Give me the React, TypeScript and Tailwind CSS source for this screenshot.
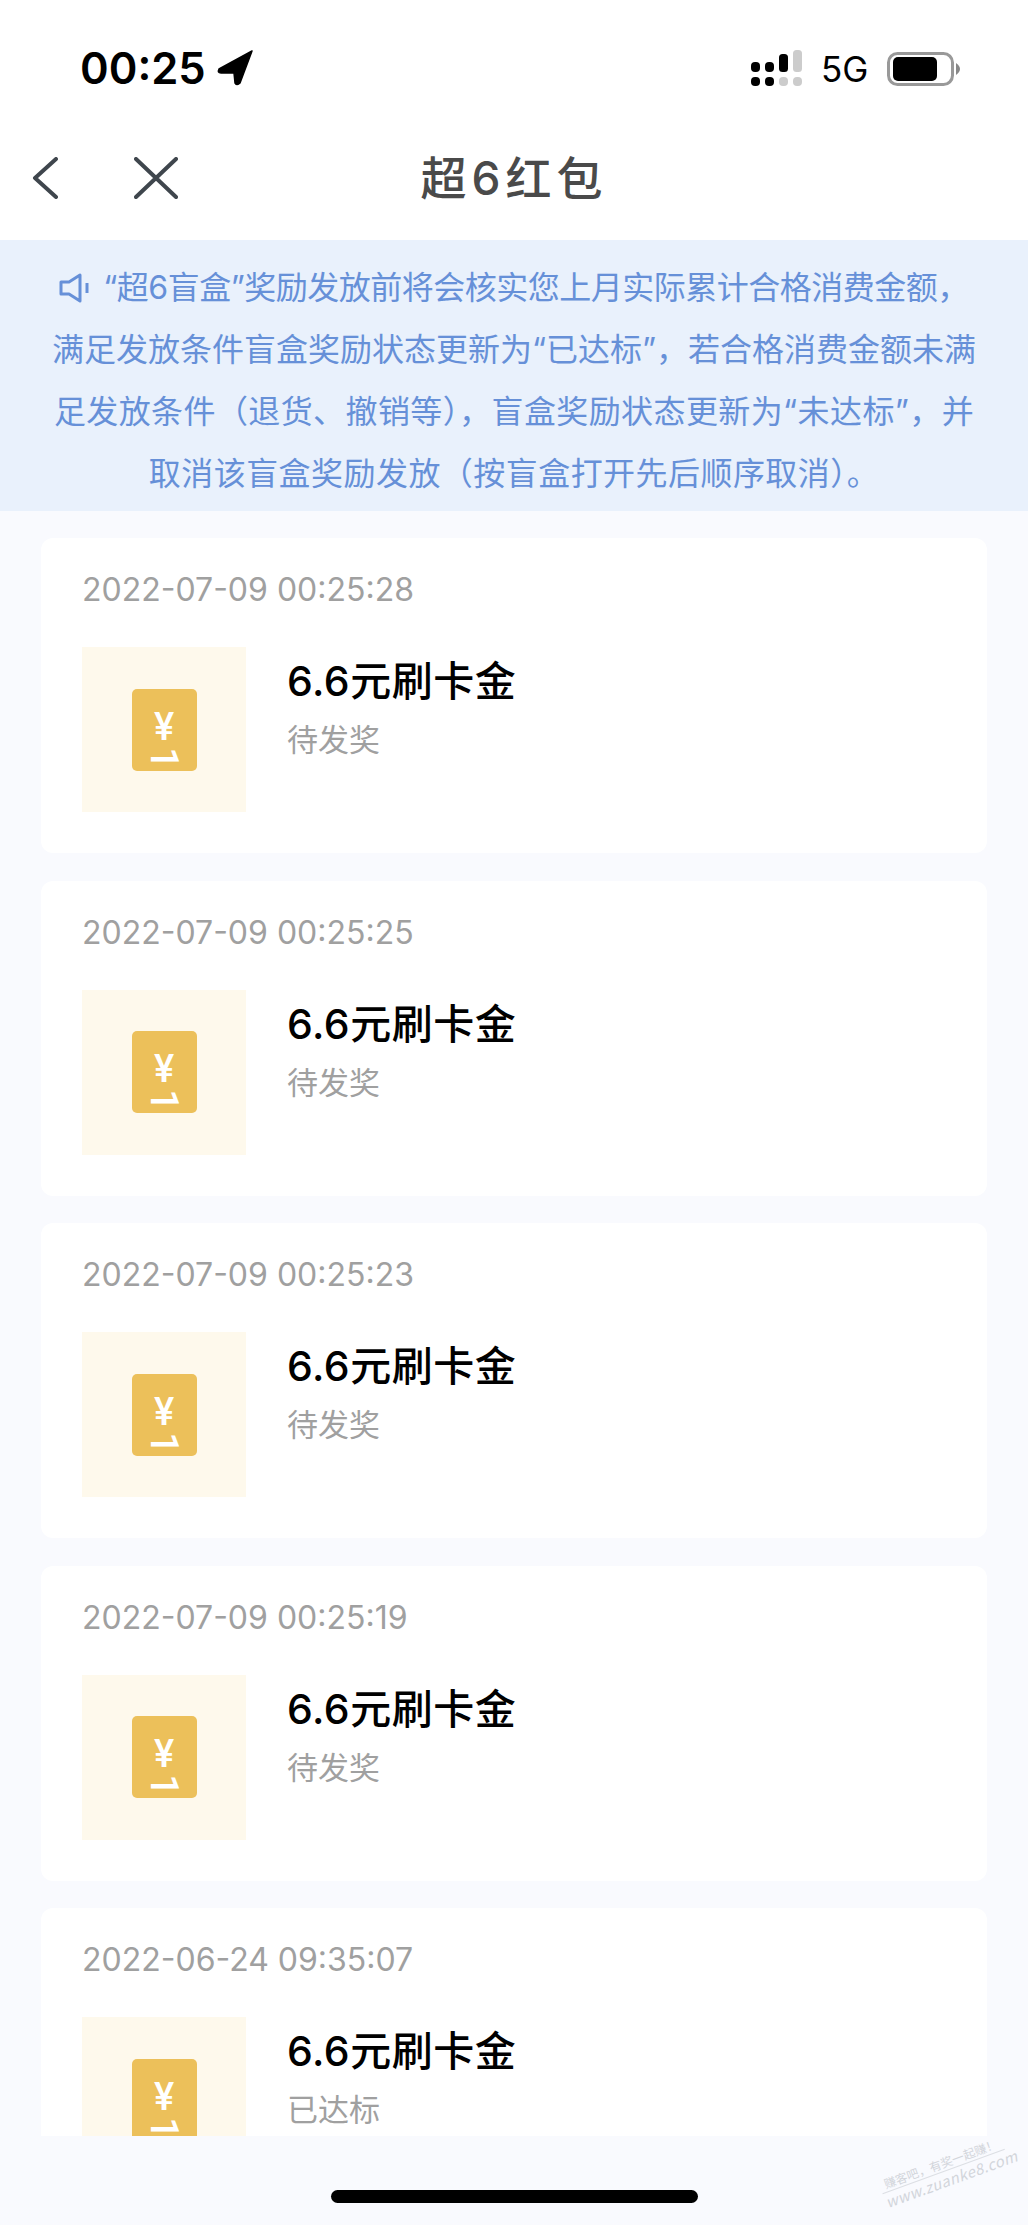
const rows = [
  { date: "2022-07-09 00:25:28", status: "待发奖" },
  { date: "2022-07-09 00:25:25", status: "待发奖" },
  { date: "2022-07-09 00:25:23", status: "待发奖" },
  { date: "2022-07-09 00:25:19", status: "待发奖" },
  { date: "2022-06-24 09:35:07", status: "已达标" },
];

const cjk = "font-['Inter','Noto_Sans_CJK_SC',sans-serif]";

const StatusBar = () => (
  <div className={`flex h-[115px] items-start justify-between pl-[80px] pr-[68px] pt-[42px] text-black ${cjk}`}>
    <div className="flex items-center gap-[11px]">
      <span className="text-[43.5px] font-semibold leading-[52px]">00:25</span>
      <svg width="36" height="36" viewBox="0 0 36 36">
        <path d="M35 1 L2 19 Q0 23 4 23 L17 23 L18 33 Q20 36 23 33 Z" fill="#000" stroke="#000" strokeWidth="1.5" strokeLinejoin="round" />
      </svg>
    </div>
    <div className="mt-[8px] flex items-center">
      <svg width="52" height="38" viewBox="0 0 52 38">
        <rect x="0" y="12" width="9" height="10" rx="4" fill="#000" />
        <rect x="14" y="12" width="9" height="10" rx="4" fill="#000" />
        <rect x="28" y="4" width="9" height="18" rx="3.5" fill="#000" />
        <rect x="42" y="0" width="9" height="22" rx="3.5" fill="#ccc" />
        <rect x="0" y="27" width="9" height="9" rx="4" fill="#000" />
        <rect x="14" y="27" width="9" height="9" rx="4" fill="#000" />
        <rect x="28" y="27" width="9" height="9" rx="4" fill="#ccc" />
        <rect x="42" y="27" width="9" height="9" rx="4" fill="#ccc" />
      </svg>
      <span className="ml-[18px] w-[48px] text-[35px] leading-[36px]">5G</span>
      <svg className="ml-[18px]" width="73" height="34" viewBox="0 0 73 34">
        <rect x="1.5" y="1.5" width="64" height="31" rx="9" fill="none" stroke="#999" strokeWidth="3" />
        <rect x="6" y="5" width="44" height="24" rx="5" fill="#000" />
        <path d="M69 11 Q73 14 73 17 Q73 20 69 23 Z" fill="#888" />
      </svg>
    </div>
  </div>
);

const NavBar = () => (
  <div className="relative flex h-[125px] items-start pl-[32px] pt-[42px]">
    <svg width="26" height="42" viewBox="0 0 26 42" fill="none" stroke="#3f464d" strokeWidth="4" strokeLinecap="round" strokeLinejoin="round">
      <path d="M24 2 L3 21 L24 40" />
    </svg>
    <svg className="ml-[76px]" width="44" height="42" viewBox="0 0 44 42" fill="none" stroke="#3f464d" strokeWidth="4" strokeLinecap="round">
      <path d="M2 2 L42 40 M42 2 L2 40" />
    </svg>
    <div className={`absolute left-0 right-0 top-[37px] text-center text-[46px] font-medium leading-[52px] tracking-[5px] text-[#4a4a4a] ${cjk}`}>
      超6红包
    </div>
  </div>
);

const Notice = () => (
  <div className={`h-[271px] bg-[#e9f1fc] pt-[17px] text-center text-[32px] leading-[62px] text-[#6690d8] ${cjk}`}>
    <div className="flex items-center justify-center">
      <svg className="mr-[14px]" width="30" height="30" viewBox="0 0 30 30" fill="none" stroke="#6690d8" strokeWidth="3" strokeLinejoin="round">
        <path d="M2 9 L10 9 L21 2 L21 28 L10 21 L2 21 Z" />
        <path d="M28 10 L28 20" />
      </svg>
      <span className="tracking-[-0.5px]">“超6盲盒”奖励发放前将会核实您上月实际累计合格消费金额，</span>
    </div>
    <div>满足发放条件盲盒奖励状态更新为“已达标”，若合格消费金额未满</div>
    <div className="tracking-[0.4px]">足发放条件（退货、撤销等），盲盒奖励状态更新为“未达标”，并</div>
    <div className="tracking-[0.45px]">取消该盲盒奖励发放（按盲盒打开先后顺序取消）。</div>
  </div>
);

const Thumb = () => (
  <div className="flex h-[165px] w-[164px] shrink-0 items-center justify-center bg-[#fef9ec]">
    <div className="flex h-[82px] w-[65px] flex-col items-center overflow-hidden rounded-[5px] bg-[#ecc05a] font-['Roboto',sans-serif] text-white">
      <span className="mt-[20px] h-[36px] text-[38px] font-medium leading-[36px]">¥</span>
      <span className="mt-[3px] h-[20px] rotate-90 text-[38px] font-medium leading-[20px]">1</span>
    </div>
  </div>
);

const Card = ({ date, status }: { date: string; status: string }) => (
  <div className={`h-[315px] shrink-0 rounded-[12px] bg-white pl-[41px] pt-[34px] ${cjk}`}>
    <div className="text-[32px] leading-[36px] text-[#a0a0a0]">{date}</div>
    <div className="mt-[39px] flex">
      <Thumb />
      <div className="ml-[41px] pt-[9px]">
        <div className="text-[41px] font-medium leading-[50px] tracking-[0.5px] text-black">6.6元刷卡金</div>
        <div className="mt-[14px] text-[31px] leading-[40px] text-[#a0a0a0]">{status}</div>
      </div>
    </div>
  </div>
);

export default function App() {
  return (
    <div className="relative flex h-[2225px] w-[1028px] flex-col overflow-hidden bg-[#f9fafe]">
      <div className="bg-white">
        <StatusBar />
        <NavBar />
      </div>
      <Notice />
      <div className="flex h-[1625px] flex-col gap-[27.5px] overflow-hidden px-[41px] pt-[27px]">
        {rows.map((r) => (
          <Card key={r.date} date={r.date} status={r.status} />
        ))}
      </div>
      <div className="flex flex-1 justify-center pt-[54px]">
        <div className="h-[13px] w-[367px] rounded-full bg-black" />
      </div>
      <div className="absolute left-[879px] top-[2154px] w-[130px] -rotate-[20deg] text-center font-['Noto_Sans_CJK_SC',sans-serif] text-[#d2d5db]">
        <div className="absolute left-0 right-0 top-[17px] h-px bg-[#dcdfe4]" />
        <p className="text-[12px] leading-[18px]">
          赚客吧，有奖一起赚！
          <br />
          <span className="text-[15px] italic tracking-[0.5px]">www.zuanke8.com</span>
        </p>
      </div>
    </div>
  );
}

◇ ◇ ◇ ◇ ◇ ◇ ◇

### GOAL:
Every line above should be returned exactly; the pictures stay out.

### OUTPUT FOR THIS EXERCISE:
Give me the React, TypeScript and Tailwind CSS source for this screenshot.
const rows = [
  { date: "2022-07-09 00:25:28", status: "待发奖" },
  { date: "2022-07-09 00:25:25", status: "待发奖" },
  { date: "2022-07-09 00:25:23", status: "待发奖" },
  { date: "2022-07-09 00:25:19", status: "待发奖" },
  { date: "2022-06-24 09:35:07", status: "已达标" },
];

const cjk = "font-['Inter','Noto_Sans_CJK_SC',sans-serif]";

const StatusBar = () => (
  <div className={`flex h-[115px] items-start justify-between pl-[80px] pr-[68px] pt-[42px] text-black ${cjk}`}>
    <div className="flex items-center gap-[11px]">
      <span className="text-[43.5px] font-semibold leading-[52px]">00:25</span>
      <svg width="36" height="36" viewBox="0 0 36 36">
        <path d="M35 1 L2 19 Q0 23 4 23 L17 23 L18 33 Q20 36 23 33 Z" fill="#000" stroke="#000" strokeWidth="1.5" strokeLinejoin="round" />
      </svg>
    </div>
    <div className="mt-[8px] flex items-center">
      <svg width="52" height="38" viewBox="0 0 52 38">
        <rect x="0" y="12" width="9" height="10" rx="4" fill="#000" />
        <rect x="14" y="12" width="9" height="10" rx="4" fill="#000" />
        <rect x="28" y="4" width="9" height="18" rx="3.5" fill="#000" />
        <rect x="42" y="0" width="9" height="22" rx="3.5" fill="#ccc" />
        <rect x="0" y="27" width="9" height="9" rx="4" fill="#000" />
        <rect x="14" y="27" width="9" height="9" rx="4" fill="#000" />
        <rect x="28" y="27" width="9" height="9" rx="4" fill="#ccc" />
        <rect x="42" y="27" width="9" height="9" rx="4" fill="#ccc" />
      </svg>
      <span className="ml-[18px] w-[48px] text-[35px] leading-[36px]">5G</span>
      <svg className="ml-[18px]" width="73" height="34" viewBox="0 0 73 34">
        <rect x="1.5" y="1.5" width="64" height="31" rx="9" fill="none" stroke="#999" strokeWidth="3" />
        <rect x="6" y="5" width="44" height="24" rx="5" fill="#000" />
        <path d="M69 11 Q73 14 73 17 Q73 20 69 23 Z" fill="#888" />
      </svg>
    </div>
  </div>
);

const NavBar = () => (
  <div className="relative flex h-[125px] items-start pl-[32px] pt-[42px]">
    <svg width="26" height="42" viewBox="0 0 26 42" fill="none" stroke="#3f464d" strokeWidth="4" strokeLinecap="round" strokeLinejoin="round">
      <path d="M24 2 L3 21 L24 40" />
    </svg>
    <svg className="ml-[76px]" width="44" height="42" viewBox="0 0 44 42" fill="none" stroke="#3f464d" strokeWidth="4" strokeLinecap="round">
      <path d="M2 2 L42 40 M42 2 L2 40" />
    </svg>
    <div className={`absolute left-0 right-0 top-[37px] text-center text-[46px] font-medium leading-[52px] tracking-[5px] text-[#4a4a4a] ${cjk}`}>
      超6红包
    </div>
  </div>
);

const Notice = () => (
  <div className={`h-[271px] bg-[#e9f1fc] pt-[17px] text-center text-[32px] leading-[62px] text-[#6690d8] ${cjk}`}>
    <div className="flex items-center justify-center">
      <svg className="mr-[14px]" width="30" height="30" viewBox="0 0 30 30" fill="none" stroke="#6690d8" strokeWidth="3" strokeLinejoin="round">
        <path d="M2 9 L10 9 L21 2 L21 28 L10 21 L2 21 Z" />
        <path d="M28 10 L28 20" />
      </svg>
      <span className="tracking-[-0.5px]">“超6盲盒”奖励发放前将会核实您上月实际累计合格消费金额，</span>
    </div>
    <div>满足发放条件盲盒奖励状态更新为“已达标”，若合格消费金额未满</div>
    <div className="tracking-[0.4px]">足发放条件（退货、撤销等），盲盒奖励状态更新为“未达标”，并</div>
    <div className="tracking-[0.45px]">取消该盲盒奖励发放（按盲盒打开先后顺序取消）。</div>
  </div>
);

const Thumb = () => (
  <div className="flex h-[165px] w-[164px] shrink-0 items-center justify-center bg-[#fef9ec]">
    <div className="flex h-[82px] w-[65px] flex-col items-center overflow-hidden rounded-[5px] bg-[#ecc05a] font-['Roboto',sans-serif] text-white">
      <span className="mt-[20px] h-[36px] text-[38px] font-medium leading-[36px]">¥</span>
      <span className="mt-[3px] h-[20px] rotate-90 text-[38px] font-medium leading-[20px]">1</span>
    </div>
  </div>
);

const Card = ({ date, status }: { date: string; status: string }) => (
  <div className={`h-[315px] shrink-0 rounded-[12px] bg-white pl-[41px] pt-[34px] ${cjk}`}>
    <div className="text-[32px] leading-[36px] text-[#a0a0a0]">{date}</div>
    <div className="mt-[39px] flex">
      <Thumb />
      <div className="ml-[41px] pt-[9px]">
        <div className="text-[41px] font-medium leading-[50px] tracking-[0.5px] text-black">6.6元刷卡金</div>
        <div className="mt-[14px] text-[31px] leading-[40px] text-[#a0a0a0]">{status}</div>
      </div>
    </div>
  </div>
);

export default function App() {
  return (
    <div className="relative flex h-[2225px] w-[1028px] flex-col overflow-hidden bg-[#f9fafe]">
      <div className="bg-white">
        <StatusBar />
        <NavBar />
      </div>
      <Notice />
      <div className="flex h-[1625px] flex-col gap-[27.5px] overflow-hidden px-[41px] pt-[27px]">
        {rows.map((r) => (
          <Card key={r.date} date={r.date} status={r.status} />
        ))}
      </div>
      <div className="flex flex-1 justify-center pt-[54px]">
        <div className="h-[13px] w-[367px] rounded-full bg-black" />
      </div>
      <div className="absolute left-[879px] top-[2154px] w-[130px] -rotate-[20deg] text-center font-['Noto_Sans_CJK_SC',sans-serif] text-[#d2d5db]">
        <div className="absolute left-0 right-0 top-[17px] h-px bg-[#dcdfe4]" />
        <p className="text-[12px] leading-[18px]">
          赚客吧，有奖一起赚！
          <br />
          <span className="text-[15px] italic tracking-[0.5px]">www.zuanke8.com</span>
        </p>
      </div>
    </div>
  );
}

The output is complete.